Anthony DesLauriers

Profile
- Position: Defensive back

Personal information
- Born: December 16, 1987 (age 38) Surrey, British Columbia, Canada
- Listed height: 6 ft 0 in (1.83 m)
- Listed weight: 185 lb (84 kg)

Career information
- University: Simon Fraser Calgary
- CFL draft: 2009: 6th round, 42nd overall pick

Career history
- 2010: Toronto Argonauts*
- 2011: Montreal Alouettes*
- * Offseason or practice squad member only
- Stats at CFL.ca (archive)

= Anthony DesLauriers =

Canadian football player (born 1987)

Anthony DesLauriers (born December 16, 1987) is a Canadian former football player.

==Football career==
DeLurieres was drafted by the Toronto Argonauts in the sixth round of the 2009 CFL draft and played CIS football for the Simon Fraser Clan.
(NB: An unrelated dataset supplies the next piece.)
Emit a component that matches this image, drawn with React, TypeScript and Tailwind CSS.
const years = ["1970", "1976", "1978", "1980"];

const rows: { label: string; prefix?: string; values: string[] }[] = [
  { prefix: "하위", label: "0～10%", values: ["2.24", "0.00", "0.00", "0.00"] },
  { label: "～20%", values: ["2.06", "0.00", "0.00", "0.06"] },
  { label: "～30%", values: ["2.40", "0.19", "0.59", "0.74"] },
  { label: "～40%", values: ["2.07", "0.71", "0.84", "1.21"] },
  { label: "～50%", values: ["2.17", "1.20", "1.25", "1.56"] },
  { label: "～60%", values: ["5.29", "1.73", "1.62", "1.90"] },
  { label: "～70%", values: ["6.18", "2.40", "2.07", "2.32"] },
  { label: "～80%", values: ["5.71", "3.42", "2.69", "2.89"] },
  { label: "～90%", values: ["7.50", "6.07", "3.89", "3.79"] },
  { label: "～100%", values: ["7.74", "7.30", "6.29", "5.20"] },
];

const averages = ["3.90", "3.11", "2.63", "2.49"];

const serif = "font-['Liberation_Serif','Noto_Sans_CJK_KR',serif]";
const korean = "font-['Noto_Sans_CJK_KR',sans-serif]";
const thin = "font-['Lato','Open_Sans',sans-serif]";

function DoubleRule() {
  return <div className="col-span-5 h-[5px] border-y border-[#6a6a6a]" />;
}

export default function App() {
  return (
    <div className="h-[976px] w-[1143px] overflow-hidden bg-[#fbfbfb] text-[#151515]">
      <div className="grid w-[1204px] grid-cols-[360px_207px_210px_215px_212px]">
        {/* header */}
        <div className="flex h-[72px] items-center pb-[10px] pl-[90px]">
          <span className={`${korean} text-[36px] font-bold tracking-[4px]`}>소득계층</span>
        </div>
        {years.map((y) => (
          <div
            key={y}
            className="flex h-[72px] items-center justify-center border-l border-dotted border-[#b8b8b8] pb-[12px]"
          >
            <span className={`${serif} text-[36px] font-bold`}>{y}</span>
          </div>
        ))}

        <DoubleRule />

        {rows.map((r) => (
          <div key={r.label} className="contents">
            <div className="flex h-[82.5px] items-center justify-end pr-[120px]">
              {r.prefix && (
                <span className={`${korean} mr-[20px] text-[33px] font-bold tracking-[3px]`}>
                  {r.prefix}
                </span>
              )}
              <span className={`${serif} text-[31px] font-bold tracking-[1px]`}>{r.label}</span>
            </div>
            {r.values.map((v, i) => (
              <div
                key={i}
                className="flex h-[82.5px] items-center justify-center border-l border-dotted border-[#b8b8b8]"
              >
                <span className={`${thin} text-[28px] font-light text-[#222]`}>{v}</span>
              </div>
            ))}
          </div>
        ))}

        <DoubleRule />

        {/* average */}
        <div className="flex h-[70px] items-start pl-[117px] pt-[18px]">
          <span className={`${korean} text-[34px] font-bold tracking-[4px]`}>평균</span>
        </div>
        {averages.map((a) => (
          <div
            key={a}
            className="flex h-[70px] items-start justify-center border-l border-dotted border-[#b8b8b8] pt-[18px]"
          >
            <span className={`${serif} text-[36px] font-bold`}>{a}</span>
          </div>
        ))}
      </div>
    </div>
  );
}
In January 2010, DesLauriers signed with the Argonauts but was released by the team on June 12. When Simon Fraser University joined the NCAA for the 2010 season, DesLauriers was ineligible to rejoin his team and transferred to the University of Calgary to play for the Dinos. On January 15, 2011, DesLauriers signed with the Montreal Alouettes as a defensive back.